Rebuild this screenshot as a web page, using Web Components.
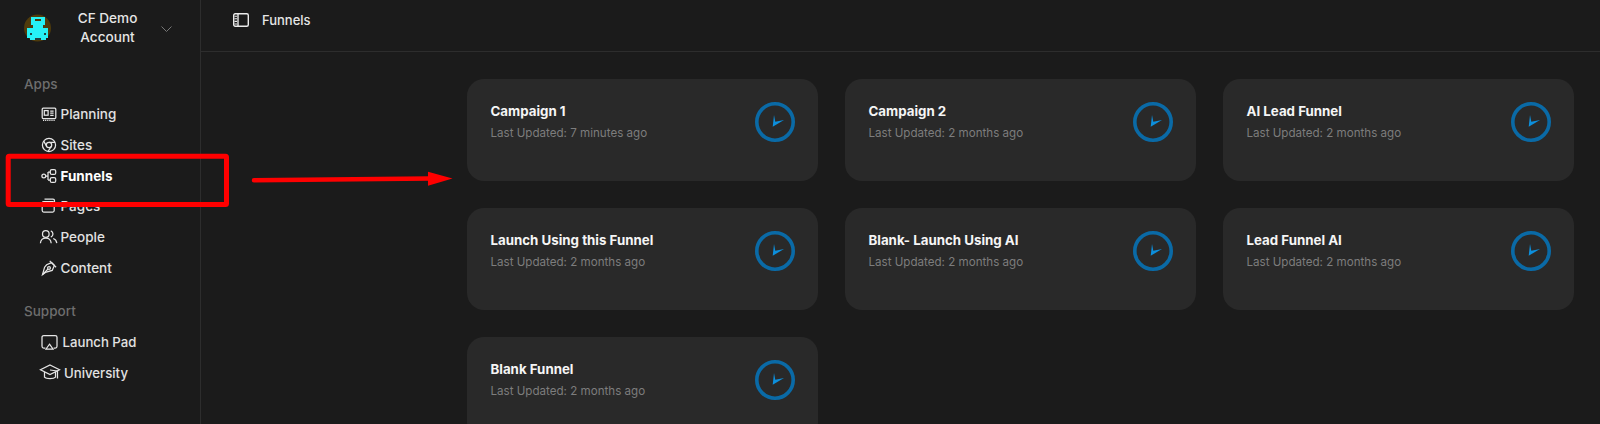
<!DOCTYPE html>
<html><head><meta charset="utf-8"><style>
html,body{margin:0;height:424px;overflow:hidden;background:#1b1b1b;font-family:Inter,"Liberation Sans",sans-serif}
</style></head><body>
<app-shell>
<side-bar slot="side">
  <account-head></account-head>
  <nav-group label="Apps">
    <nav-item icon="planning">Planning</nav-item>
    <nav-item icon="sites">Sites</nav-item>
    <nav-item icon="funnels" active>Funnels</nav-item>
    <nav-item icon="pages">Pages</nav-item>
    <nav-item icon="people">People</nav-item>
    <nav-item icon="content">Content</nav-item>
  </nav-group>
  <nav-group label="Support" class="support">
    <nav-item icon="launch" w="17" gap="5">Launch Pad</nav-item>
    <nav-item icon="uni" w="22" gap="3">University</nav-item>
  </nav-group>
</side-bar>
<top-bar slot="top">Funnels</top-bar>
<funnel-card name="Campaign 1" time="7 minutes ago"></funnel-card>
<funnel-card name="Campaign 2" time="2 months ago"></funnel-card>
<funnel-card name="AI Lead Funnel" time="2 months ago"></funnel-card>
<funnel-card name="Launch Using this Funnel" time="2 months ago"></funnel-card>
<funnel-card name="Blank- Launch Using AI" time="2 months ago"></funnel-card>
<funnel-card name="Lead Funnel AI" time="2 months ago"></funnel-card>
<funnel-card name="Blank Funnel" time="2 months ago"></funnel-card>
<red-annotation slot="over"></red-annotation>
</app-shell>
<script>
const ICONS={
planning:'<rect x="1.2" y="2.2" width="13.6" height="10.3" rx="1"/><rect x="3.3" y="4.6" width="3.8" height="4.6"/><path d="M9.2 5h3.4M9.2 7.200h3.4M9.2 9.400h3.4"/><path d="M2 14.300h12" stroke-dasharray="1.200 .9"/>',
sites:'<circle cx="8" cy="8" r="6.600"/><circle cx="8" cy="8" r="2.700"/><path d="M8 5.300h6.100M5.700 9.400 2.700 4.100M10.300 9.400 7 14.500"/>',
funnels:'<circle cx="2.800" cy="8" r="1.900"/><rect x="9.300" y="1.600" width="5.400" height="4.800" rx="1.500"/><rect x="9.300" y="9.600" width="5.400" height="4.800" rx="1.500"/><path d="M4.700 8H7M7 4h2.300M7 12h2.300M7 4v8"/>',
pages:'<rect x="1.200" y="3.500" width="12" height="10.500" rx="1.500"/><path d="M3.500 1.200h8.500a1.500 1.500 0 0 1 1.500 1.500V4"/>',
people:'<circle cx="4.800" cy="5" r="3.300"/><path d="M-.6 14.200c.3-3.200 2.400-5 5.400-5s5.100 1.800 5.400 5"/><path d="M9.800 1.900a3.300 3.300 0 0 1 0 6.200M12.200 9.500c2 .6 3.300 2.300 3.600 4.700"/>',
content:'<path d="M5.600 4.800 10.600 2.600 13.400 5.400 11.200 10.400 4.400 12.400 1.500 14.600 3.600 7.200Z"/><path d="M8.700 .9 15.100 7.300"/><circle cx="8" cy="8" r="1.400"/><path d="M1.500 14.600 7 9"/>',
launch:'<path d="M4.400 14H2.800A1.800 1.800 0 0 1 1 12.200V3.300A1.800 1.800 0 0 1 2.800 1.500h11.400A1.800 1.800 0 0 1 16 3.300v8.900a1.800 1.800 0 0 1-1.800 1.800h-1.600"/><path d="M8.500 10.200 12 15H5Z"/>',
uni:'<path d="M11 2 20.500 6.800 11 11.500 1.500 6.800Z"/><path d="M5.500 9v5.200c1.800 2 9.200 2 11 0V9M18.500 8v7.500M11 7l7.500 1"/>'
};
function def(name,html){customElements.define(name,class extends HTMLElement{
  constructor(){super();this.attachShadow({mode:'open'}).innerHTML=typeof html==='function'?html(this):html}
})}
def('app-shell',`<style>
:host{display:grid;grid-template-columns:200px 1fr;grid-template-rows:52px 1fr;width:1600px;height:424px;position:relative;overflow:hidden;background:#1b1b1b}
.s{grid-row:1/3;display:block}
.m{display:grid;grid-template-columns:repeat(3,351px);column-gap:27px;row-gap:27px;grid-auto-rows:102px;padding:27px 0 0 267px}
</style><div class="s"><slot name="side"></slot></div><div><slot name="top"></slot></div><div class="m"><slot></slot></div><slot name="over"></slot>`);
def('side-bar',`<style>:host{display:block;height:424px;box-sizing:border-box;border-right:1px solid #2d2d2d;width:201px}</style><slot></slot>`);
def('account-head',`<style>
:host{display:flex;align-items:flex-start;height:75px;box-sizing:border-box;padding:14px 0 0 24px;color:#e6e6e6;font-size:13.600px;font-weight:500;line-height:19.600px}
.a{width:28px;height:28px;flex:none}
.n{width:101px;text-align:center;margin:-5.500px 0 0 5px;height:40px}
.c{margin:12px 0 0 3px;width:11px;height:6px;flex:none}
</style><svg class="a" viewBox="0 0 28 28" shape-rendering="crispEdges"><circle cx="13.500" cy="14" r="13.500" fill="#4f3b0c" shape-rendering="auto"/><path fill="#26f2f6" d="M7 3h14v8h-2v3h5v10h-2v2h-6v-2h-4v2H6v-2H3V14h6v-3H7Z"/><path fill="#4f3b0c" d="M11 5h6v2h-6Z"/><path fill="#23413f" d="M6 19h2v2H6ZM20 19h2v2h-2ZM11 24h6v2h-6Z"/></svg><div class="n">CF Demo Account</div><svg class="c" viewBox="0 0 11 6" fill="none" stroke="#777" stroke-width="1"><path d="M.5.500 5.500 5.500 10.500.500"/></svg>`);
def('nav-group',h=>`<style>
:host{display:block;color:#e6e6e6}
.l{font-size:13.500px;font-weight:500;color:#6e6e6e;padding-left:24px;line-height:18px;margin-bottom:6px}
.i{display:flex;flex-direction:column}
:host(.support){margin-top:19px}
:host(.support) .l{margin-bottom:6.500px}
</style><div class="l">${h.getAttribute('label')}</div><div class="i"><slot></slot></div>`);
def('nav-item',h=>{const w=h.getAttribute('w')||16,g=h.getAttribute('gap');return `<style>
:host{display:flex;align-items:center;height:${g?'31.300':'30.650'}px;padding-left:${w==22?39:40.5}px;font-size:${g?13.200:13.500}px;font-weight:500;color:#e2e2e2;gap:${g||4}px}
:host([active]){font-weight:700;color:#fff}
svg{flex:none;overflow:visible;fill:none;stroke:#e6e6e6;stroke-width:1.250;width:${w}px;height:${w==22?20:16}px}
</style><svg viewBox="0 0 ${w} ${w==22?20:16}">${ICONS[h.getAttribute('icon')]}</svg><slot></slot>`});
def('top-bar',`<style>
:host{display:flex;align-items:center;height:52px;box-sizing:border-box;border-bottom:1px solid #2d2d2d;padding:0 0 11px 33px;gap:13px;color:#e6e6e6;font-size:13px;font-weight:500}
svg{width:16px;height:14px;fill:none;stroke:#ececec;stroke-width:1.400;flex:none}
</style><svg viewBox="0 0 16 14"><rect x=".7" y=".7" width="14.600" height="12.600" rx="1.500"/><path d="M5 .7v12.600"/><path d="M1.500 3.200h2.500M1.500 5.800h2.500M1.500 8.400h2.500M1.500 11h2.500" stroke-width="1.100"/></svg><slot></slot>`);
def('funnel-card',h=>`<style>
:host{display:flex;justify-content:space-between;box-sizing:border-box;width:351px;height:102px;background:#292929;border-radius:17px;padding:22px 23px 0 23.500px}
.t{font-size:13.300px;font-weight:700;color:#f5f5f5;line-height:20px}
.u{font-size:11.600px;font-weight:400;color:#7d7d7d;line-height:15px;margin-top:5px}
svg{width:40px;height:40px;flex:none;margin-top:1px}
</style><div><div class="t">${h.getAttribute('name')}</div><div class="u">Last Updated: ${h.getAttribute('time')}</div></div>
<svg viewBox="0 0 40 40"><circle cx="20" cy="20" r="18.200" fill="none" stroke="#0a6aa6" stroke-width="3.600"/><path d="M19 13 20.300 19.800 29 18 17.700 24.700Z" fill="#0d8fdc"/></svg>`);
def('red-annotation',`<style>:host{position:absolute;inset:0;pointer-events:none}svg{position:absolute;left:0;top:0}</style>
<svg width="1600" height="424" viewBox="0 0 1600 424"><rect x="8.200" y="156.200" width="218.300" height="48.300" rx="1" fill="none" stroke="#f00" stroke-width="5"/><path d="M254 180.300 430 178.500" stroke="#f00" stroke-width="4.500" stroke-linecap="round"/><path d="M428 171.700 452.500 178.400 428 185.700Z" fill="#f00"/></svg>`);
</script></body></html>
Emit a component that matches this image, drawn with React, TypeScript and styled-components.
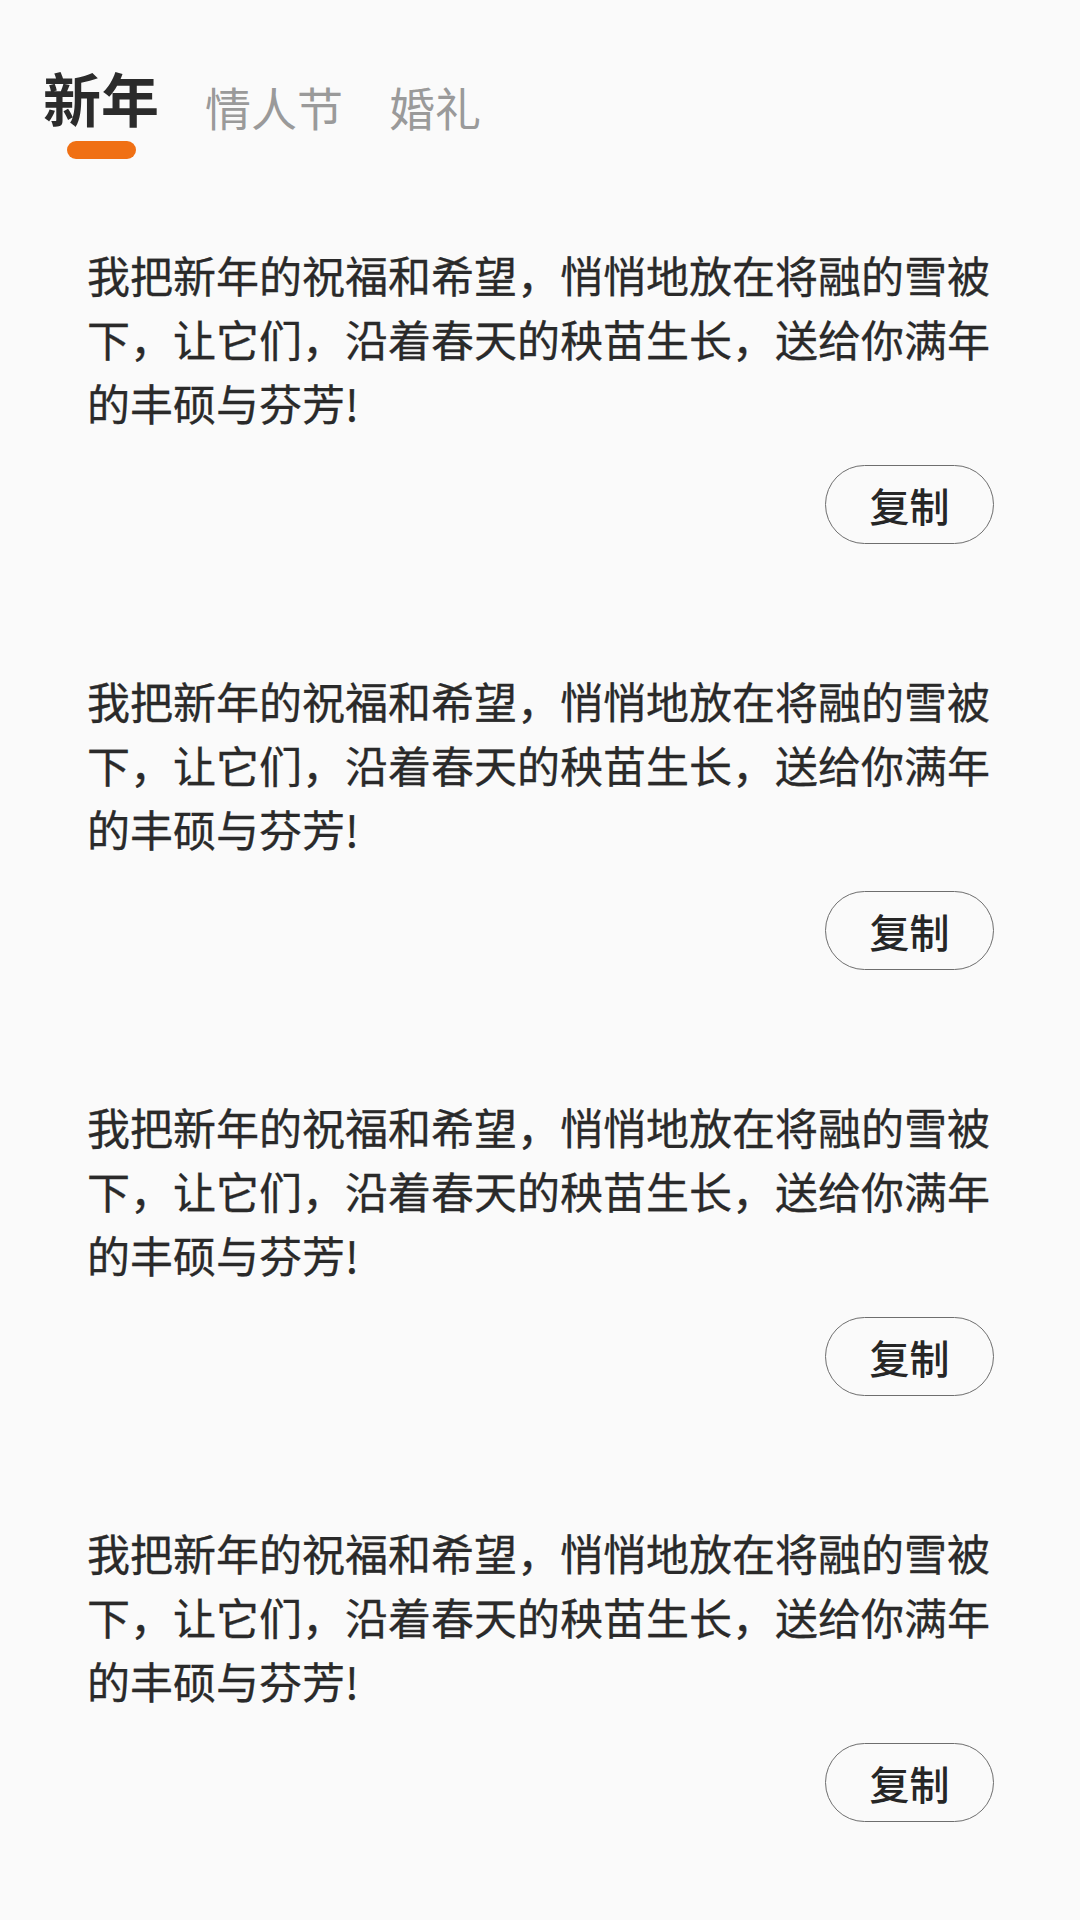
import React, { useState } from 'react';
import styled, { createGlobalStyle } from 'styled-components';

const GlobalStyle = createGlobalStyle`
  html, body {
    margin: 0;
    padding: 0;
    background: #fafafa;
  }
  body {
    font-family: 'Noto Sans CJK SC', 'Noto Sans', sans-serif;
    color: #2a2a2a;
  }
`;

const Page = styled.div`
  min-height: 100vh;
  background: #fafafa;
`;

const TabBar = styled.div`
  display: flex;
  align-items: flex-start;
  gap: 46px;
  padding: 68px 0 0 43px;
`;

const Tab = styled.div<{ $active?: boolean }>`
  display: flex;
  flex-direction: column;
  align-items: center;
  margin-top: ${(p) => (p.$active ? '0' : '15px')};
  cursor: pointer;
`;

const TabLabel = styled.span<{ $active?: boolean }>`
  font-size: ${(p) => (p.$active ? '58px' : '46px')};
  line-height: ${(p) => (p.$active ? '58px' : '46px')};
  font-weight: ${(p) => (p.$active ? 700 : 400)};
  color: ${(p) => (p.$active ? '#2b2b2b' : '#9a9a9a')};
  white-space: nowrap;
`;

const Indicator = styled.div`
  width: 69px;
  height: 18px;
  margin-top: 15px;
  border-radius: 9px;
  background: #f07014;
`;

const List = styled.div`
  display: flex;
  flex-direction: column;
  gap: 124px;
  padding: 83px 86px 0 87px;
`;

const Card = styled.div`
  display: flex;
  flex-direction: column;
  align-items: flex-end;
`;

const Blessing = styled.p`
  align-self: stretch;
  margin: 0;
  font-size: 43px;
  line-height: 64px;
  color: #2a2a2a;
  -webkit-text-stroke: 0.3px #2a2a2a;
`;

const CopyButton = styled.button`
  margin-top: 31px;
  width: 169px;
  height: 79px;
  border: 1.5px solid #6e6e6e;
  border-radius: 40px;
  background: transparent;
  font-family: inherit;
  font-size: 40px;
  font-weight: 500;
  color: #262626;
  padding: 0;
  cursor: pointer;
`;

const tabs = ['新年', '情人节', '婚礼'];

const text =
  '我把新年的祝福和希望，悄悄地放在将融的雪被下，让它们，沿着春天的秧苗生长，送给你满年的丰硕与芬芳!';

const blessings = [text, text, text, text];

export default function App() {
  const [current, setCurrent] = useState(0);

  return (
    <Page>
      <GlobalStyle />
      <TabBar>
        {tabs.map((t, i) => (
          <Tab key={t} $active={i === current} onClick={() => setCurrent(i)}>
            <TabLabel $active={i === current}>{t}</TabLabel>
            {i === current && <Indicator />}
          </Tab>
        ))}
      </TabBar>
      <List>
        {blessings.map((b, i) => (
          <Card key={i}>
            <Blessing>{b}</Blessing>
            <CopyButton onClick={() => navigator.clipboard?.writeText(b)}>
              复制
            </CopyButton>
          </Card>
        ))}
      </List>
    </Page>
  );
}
○ ○ ○ ○ ○ ○ ○
__Problem description__: Your copy should hold only the lines from the one containing "Emit a component" through the one containing "const [current, setCurrent] = useState(0);", word for word, with no pictures.

__Exercise solution__:
Emit a component that matches this image, drawn with React, TypeScript and styled-components.
import React, { useState } from 'react';
import styled, { createGlobalStyle } from 'styled-components';

const GlobalStyle = createGlobalStyle`
  html, body {
    margin: 0;
    padding: 0;
    background: #fafafa;
  }
  body {
    font-family: 'Noto Sans CJK SC', 'Noto Sans', sans-serif;
    color: #2a2a2a;
  }
`;

const Page = styled.div`
  min-height: 100vh;
  background: #fafafa;
`;

const TabBar = styled.div`
  display: flex;
  align-items: flex-start;
  gap: 46px;
  padding: 68px 0 0 43px;
`;

const Tab = styled.div<{ $active?: boolean }>`
  display: flex;
  flex-direction: column;
  align-items: center;
  margin-top: ${(p) => (p.$active ? '0' : '15px')};
  cursor: pointer;
`;

const TabLabel = styled.span<{ $active?: boolean }>`
  font-size: ${(p) => (p.$active ? '58px' : '46px')};
  line-height: ${(p) => (p.$active ? '58px' : '46px')};
  font-weight: ${(p) => (p.$active ? 700 : 400)};
  color: ${(p) => (p.$active ? '#2b2b2b' : '#9a9a9a')};
  white-space: nowrap;
`;

const Indicator = styled.div`
  width: 69px;
  height: 18px;
  margin-top: 15px;
  border-radius: 9px;
  background: #f07014;
`;

const List = styled.div`
  display: flex;
  flex-direction: column;
  gap: 124px;
  padding: 83px 86px 0 87px;
`;

const Card = styled.div`
  display: flex;
  flex-direction: column;
  align-items: flex-end;
`;

const Blessing = styled.p`
  align-self: stretch;
  margin: 0;
  font-size: 43px;
  line-height: 64px;
  color: #2a2a2a;
  -webkit-text-stroke: 0.3px #2a2a2a;
`;

const CopyButton = styled.button`
  margin-top: 31px;
  width: 169px;
  height: 79px;
  border: 1.5px solid #6e6e6e;
  border-radius: 40px;
  background: transparent;
  font-family: inherit;
  font-size: 40px;
  font-weight: 500;
  color: #262626;
  padding: 0;
  cursor: pointer;
`;

const tabs = ['新年', '情人节', '婚礼'];

const text =
  '我把新年的祝福和希望，悄悄地放在将融的雪被下，让它们，沿着春天的秧苗生长，送给你满年的丰硕与芬芳!';

const blessings = [text, text, text, text];

export default function App() {
  const [current, setCurrent] = useState(0);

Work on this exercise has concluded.